During the validation phase, participants are free to develop their method and submit decoders to the server. After the test set has been released, we will require the teams to use one of the decoders submitted in the validation phase of the challenge. This is to ensure that the decoder is not optimized for the test set.

Developement kit

TBA

FAQ

Does my model have to reconstruct images in full resolution or can it be cropped?

The decoder has to produce PNG images where each image has the same resolution as the corresponding image in the validation or test set.

How is PSNR calculated?

We compute a single MSE value by averaging across all RGB channels of all pixels of the whole dataset, and from that calculate a PSNR value.

The evaluation server gives “ERROR: Missing image IMG_20170114_210112.png”. What am I doing wrong?

The error means that the decoder failed and did not produce all required files. This could have many reasons. If the decoder works locally using our Docker environment but fails on the server, a likely explanation is that it uses too much memory.

In which directory should the decoder save images?

The decoder can save images in the current working directory . or in any arbitrary subfolder such as images.

Important Dates

All deadlines are 23:59:59 PST.

Date	Description
November 22th 2019	Development phase & announcement.

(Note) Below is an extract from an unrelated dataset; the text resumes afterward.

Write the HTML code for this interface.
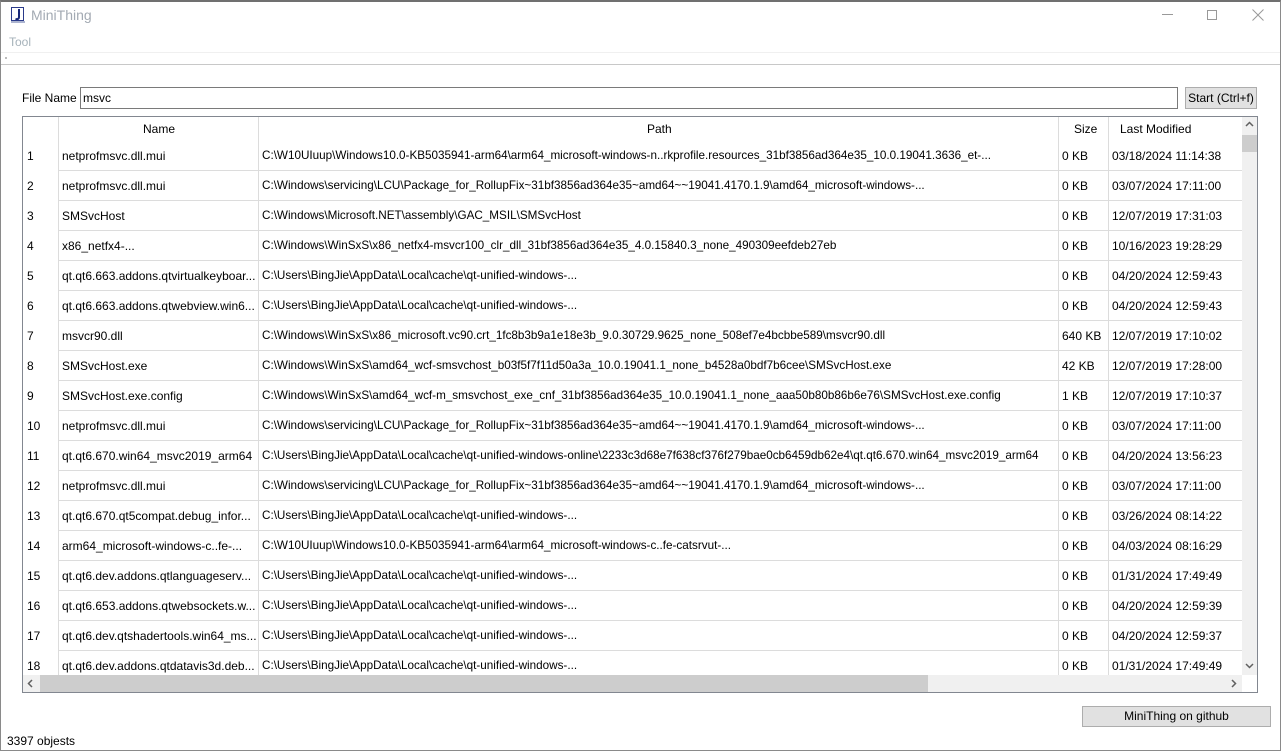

The training part of the dataset released.
January 7th, 2020	The validation part of the dataset released, online validation server is made available.
March 13th, 2020	Final decoders for the challenge are expected to be submitted.
March 16th, 2020	Test set is released for conestants to compress.
March 20th, 2020	Encoded test set submission deadline. The competition is closed at this point.
March 23th, 2020	Paper and Factsheet submission deadline.per and Factsheet submission deadline.
April 6th, 2020	Paper decision notification.
Mid April, 2020	Camera ready deadline for CVPR
Mid May, 2020	End of human evaluation on both challenges. Results will be released online before the workshop.